• WHAT NEEDS TO BE DONE: Restate all the material verbatim, except for the pictures.

• SUPPLIED MATERIAL:
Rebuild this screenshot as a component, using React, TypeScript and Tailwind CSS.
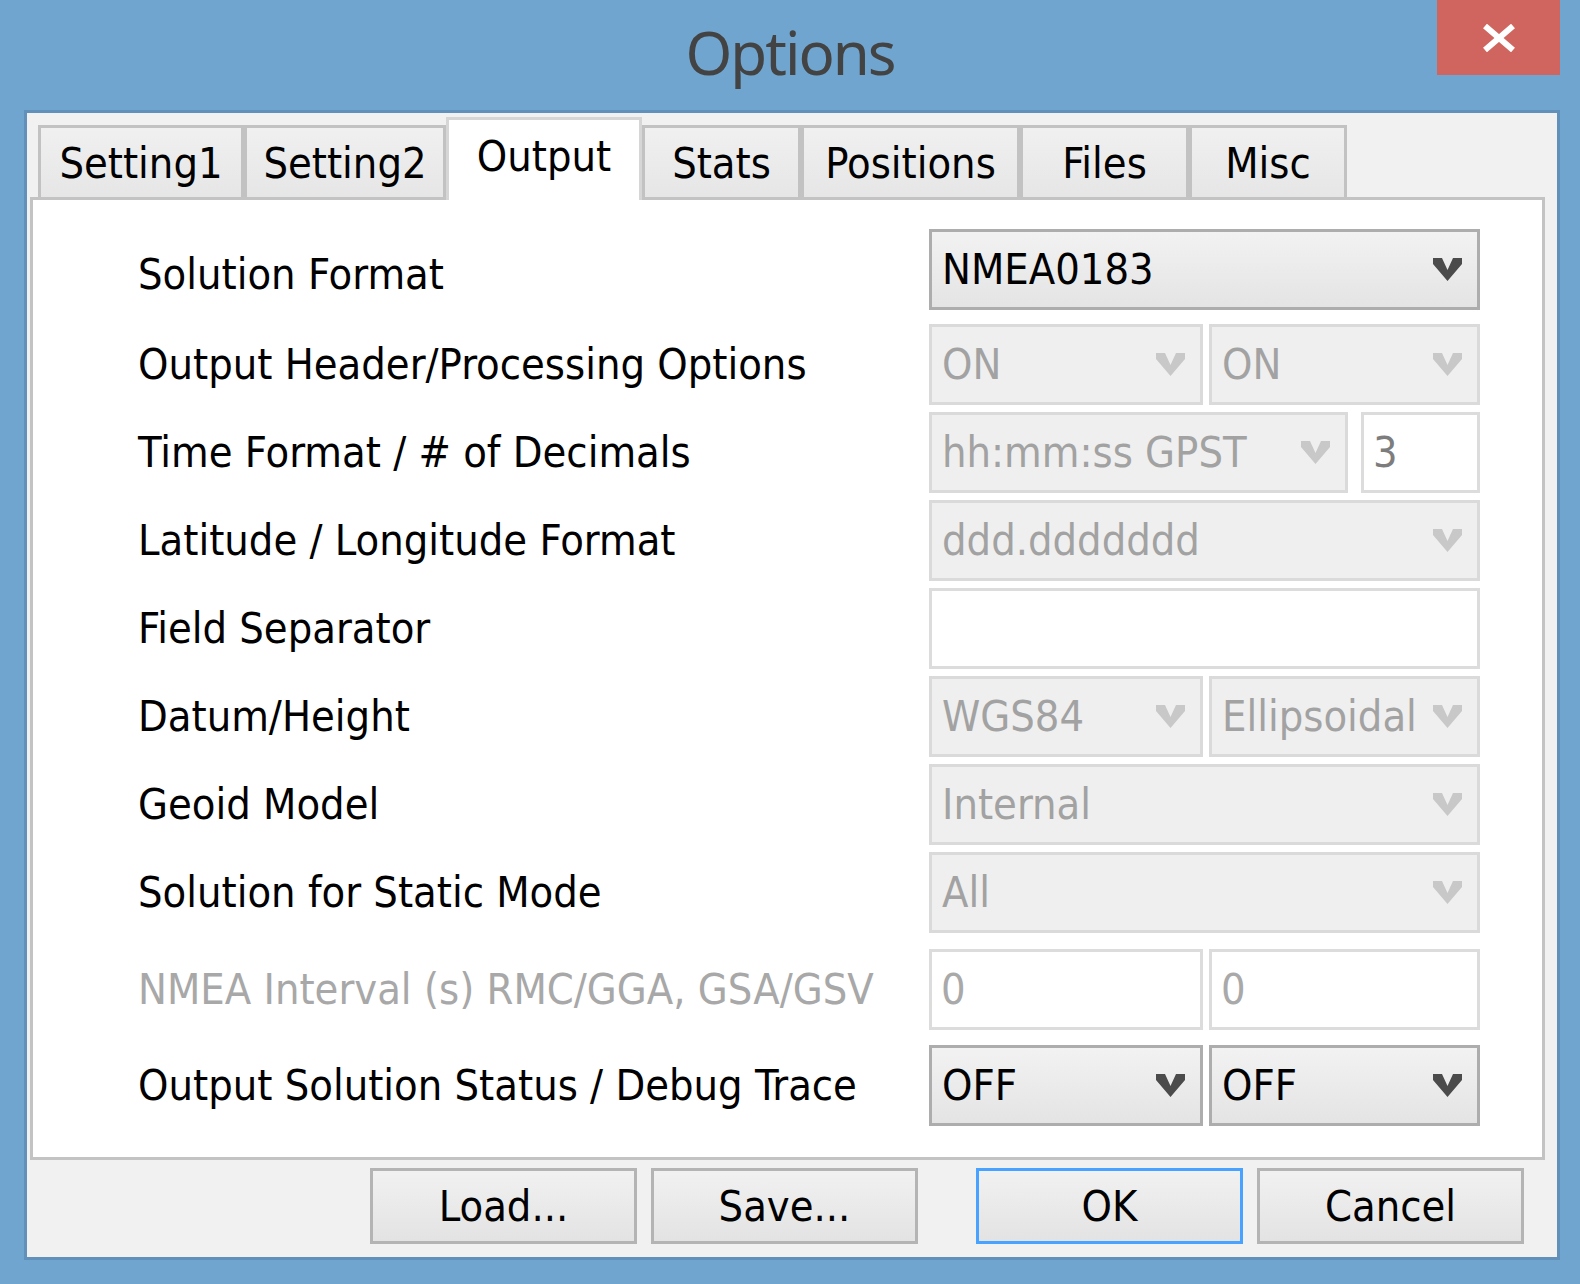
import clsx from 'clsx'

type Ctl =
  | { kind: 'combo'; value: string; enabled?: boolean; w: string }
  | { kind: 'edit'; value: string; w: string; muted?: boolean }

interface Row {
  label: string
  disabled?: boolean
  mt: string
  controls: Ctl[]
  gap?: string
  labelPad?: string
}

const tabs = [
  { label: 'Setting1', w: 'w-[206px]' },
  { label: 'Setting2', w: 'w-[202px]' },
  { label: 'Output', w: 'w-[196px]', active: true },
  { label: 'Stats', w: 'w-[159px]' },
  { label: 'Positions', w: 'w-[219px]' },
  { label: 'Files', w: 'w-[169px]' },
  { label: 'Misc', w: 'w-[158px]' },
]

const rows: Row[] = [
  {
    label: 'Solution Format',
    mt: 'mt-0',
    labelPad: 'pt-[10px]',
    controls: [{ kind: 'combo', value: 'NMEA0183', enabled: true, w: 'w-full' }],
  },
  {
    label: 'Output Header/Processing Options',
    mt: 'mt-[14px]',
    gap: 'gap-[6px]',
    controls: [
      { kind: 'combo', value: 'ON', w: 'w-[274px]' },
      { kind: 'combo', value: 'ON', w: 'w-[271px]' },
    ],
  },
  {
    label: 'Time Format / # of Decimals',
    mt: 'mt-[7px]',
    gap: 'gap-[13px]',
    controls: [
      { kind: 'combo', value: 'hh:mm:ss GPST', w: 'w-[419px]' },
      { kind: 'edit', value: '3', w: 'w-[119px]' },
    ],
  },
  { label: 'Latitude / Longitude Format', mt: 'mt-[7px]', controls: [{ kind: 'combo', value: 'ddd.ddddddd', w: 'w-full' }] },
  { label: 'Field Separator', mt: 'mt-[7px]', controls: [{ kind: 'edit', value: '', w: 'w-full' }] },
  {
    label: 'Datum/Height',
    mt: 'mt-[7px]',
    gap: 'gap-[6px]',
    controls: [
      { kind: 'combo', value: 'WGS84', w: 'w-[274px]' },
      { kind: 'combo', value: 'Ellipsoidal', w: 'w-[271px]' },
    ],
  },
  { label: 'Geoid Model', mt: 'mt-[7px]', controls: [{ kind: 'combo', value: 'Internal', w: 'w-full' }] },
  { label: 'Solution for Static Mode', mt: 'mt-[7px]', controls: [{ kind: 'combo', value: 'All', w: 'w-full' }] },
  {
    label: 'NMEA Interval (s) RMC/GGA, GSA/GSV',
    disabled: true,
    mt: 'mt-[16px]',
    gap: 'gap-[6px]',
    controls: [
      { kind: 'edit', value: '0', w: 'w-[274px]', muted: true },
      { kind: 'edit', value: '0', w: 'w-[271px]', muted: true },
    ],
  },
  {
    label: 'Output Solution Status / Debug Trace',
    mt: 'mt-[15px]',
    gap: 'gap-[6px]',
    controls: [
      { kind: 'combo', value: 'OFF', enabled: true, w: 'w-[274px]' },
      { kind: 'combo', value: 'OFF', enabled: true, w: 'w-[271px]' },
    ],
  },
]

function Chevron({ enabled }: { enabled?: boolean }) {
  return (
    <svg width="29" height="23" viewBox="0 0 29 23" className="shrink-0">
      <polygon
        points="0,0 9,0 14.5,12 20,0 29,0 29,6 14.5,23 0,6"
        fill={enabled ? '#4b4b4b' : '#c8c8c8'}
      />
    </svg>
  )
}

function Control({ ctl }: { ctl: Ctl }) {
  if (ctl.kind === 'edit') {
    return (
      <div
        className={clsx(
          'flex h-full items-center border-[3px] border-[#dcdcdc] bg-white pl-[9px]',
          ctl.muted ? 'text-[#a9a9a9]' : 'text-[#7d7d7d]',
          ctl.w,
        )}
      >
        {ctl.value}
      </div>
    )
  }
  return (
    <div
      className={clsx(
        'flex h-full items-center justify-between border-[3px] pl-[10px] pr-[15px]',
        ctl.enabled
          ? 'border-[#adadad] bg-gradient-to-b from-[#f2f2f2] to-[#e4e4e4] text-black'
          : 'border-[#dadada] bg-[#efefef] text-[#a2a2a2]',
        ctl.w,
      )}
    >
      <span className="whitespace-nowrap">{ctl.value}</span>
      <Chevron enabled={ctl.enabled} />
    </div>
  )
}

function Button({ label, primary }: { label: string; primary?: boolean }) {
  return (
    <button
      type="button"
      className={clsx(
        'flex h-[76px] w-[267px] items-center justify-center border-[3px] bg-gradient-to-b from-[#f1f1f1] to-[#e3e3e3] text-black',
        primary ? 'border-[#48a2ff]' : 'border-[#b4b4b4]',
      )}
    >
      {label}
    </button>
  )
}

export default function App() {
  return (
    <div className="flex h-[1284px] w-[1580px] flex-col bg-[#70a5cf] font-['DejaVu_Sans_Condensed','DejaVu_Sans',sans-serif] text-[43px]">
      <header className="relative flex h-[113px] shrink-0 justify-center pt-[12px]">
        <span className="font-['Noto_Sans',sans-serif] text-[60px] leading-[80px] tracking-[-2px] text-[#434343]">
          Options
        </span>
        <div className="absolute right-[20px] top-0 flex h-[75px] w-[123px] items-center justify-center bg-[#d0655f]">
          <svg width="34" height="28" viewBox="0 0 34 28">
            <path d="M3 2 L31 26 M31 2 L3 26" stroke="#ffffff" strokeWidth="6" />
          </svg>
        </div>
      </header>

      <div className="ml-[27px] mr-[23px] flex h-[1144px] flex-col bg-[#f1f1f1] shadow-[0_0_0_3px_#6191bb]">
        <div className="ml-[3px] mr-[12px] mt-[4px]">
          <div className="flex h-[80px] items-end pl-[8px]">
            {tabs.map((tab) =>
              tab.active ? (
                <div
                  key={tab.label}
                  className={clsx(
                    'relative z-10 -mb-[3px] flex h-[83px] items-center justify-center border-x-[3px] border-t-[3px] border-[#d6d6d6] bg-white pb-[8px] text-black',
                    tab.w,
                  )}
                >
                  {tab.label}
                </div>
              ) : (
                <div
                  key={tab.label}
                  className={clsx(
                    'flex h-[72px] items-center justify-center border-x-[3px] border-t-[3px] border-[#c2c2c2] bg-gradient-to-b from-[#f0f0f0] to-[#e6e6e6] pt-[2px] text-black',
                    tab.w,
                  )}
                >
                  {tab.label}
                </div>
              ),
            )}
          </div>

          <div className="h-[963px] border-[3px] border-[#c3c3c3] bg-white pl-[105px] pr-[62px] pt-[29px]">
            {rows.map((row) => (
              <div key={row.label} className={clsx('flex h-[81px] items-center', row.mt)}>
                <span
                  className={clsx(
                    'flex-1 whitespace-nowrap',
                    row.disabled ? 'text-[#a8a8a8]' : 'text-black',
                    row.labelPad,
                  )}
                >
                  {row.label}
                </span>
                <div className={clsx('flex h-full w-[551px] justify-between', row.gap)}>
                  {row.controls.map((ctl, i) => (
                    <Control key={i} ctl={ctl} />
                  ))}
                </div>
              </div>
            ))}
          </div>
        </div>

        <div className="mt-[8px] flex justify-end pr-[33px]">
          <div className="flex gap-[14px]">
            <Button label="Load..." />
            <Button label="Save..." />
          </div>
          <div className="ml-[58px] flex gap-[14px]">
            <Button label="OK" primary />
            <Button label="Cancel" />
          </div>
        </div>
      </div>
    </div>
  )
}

• FINAL ANSWER:
Rebuild this screenshot as a component, using React, TypeScript and Tailwind CSS.
import clsx from 'clsx'

type Ctl =
  | { kind: 'combo'; value: string; enabled?: boolean; w: string }
  | { kind: 'edit'; value: string; w: string; muted?: boolean }

interface Row {
  label: string
  disabled?: boolean
  mt: string
  controls: Ctl[]
  gap?: string
  labelPad?: string
}

const tabs = [
  { label: 'Setting1', w: 'w-[206px]' },
  { label: 'Setting2', w: 'w-[202px]' },
  { label: 'Output', w: 'w-[196px]', active: true },
  { label: 'Stats', w: 'w-[159px]' },
  { label: 'Positions', w: 'w-[219px]' },
  { label: 'Files', w: 'w-[169px]' },
  { label: 'Misc', w: 'w-[158px]' },
]

const rows: Row[] = [
  {
    label: 'Solution Format',
    mt: 'mt-0',
    labelPad: 'pt-[10px]',
    controls: [{ kind: 'combo', value: 'NMEA0183', enabled: true, w: 'w-full' }],
  },
  {
    label: 'Output Header/Processing Options',
    mt: 'mt-[14px]',
    gap: 'gap-[6px]',
    controls: [
      { kind: 'combo', value: 'ON', w: 'w-[274px]' },
      { kind: 'combo', value: 'ON', w: 'w-[271px]' },
    ],
  },
  {
    label: 'Time Format / # of Decimals',
    mt: 'mt-[7px]',
    gap: 'gap-[13px]',
    controls: [
      { kind: 'combo', value: 'hh:mm:ss GPST', w: 'w-[419px]' },
      { kind: 'edit', value: '3', w: 'w-[119px]' },
    ],
  },
  { label: 'Latitude / Longitude Format', mt: 'mt-[7px]', controls: [{ kind: 'combo', value: 'ddd.ddddddd', w: 'w-full' }] },
  { label: 'Field Separator', mt: 'mt-[7px]', controls: [{ kind: 'edit', value: '', w: 'w-full' }] },
  {
    label: 'Datum/Height',
    mt: 'mt-[7px]',
    gap: 'gap-[6px]',
    controls: [
      { kind: 'combo', value: 'WGS84', w: 'w-[274px]' },
      { kind: 'combo', value: 'Ellipsoidal', w: 'w-[271px]' },
    ],
  },
  { label: 'Geoid Model', mt: 'mt-[7px]', controls: [{ kind: 'combo', value: 'Internal', w: 'w-full' }] },
  { label: 'Solution for Static Mode', mt: 'mt-[7px]', controls: [{ kind: 'combo', value: 'All', w: 'w-full' }] },
  {
    label: 'NMEA Interval (s) RMC/GGA, GSA/GSV',
    disabled: true,
    mt: 'mt-[16px]',
    gap: 'gap-[6px]',
    controls: [
      { kind: 'edit', value: '0', w: 'w-[274px]', muted: true },
      { kind: 'edit', value: '0', w: 'w-[271px]', muted: true },
    ],
  },
  {
    label: 'Output Solution Status / Debug Trace',
    mt: 'mt-[15px]',
    gap: 'gap-[6px]',
    controls: [
      { kind: 'combo', value: 'OFF', enabled: true, w: 'w-[274px]' },
      { kind: 'combo', value: 'OFF', enabled: true, w: 'w-[271px]' },
    ],
  },
]

function Chevron({ enabled }: { enabled?: boolean }) {
  return (
    <svg width="29" height="23" viewBox="0 0 29 23" className="shrink-0">
      <polygon
        points="0,0 9,0 14.5,12 20,0 29,0 29,6 14.5,23 0,6"
        fill={enabled ? '#4b4b4b' : '#c8c8c8'}
      />
    </svg>
  )
}

function Control({ ctl }: { ctl: Ctl }) {
  if (ctl.kind === 'edit') {
    return (
      <div
        className={clsx(
          'flex h-full items-center border-[3px] border-[#dcdcdc] bg-white pl-[9px]',
          ctl.muted ? 'text-[#a9a9a9]' : 'text-[#7d7d7d]',
          ctl.w,
        )}
      >
        {ctl.value}
      </div>
    )
  }
  return (
    <div
      className={clsx(
        'flex h-full items-center justify-between border-[3px] pl-[10px] pr-[15px]',
        ctl.enabled
          ? 'border-[#adadad] bg-gradient-to-b from-[#f2f2f2] to-[#e4e4e4] text-black'
          : 'border-[#dadada] bg-[#efefef] text-[#a2a2a2]',
        ctl.w,
      )}
    >
      <span className="whitespace-nowrap">{ctl.value}</span>
      <Chevron enabled={ctl.enabled} />
    </div>
  )
}

function Button({ label, primary }: { label: string; primary?: boolean }) {
  return (
    <button
      type="button"
      className={clsx(
        'flex h-[76px] w-[267px] items-center justify-center border-[3px] bg-gradient-to-b from-[#f1f1f1] to-[#e3e3e3] text-black',
        primary ? 'border-[#48a2ff]' : 'border-[#b4b4b4]',
      )}
    >
      {label}
    </button>
  )
}

export default function App() {
  return (
    <div className="flex h-[1284px] w-[1580px] flex-col bg-[#70a5cf] font-['DejaVu_Sans_Condensed','DejaVu_Sans',sans-serif] text-[43px]">
      <header className="relative flex h-[113px] shrink-0 justify-center pt-[12px]">
        <span className="font-['Noto_Sans',sans-serif] text-[60px] leading-[80px] tracking-[-2px] text-[#434343]">
          Options
        </span>
        <div className="absolute right-[20px] top-0 flex h-[75px] w-[123px] items-center justify-center bg-[#d0655f]">
          <svg width="34" height="28" viewBox="0 0 34 28">
            <path d="M3 2 L31 26 M31 2 L3 26" stroke="#ffffff" strokeWidth="6" />
          </svg>
        </div>
      </header>

      <div className="ml-[27px] mr-[23px] flex h-[1144px] flex-col bg-[#f1f1f1] shadow-[0_0_0_3px_#6191bb]">
        <div className="ml-[3px] mr-[12px] mt-[4px]">
          <div className="flex h-[80px] items-end pl-[8px]">
            {tabs.map((tab) =>
              tab.active ? (
                <div
                  key={tab.label}
                  className={clsx(
                    'relative z-10 -mb-[3px] flex h-[83px] items-center justify-center border-x-[3px] border-t-[3px] border-[#d6d6d6] bg-white pb-[8px] text-black',
                    tab.w,
                  )}
                >
                  {tab.label}
                </div>
              ) : (
                <div
                  key={tab.label}
                  className={clsx(
                    'flex h-[72px] items-center justify-center border-x-[3px] border-t-[3px] border-[#c2c2c2] bg-gradient-to-b from-[#f0f0f0] to-[#e6e6e6] pt-[2px] text-black',
                    tab.w,
                  )}
                >
                  {tab.label}
                </div>
              ),
            )}
          </div>

          <div className="h-[963px] border-[3px] border-[#c3c3c3] bg-white pl-[105px] pr-[62px] pt-[29px]">
            {rows.map((row) => (
              <div key={row.label} className={clsx('flex h-[81px] items-center', row.mt)}>
                <span
                  className={clsx(
                    'flex-1 whitespace-nowrap',
                    row.disabled ? 'text-[#a8a8a8]' : 'text-black',
                    row.labelPad,
                  )}
                >
                  {row.label}
                </span>
                <div className={clsx('flex h-full w-[551px] justify-between', row.gap)}>
                  {row.controls.map((ctl, i) => (
                    <Control key={i} ctl={ctl} />
                  ))}
                </div>
              </div>
            ))}
          </div>
        </div>

        <div className="mt-[8px] flex justify-end pr-[33px]">
          <div className="flex gap-[14px]">
            <Button label="Load..." />
            <Button label="Save..." />
          </div>
          <div className="ml-[58px] flex gap-[14px]">
            <Button label="OK" primary />
            <Button label="Cancel" />
          </div>
        </div>
      </div>
    </div>
  )
}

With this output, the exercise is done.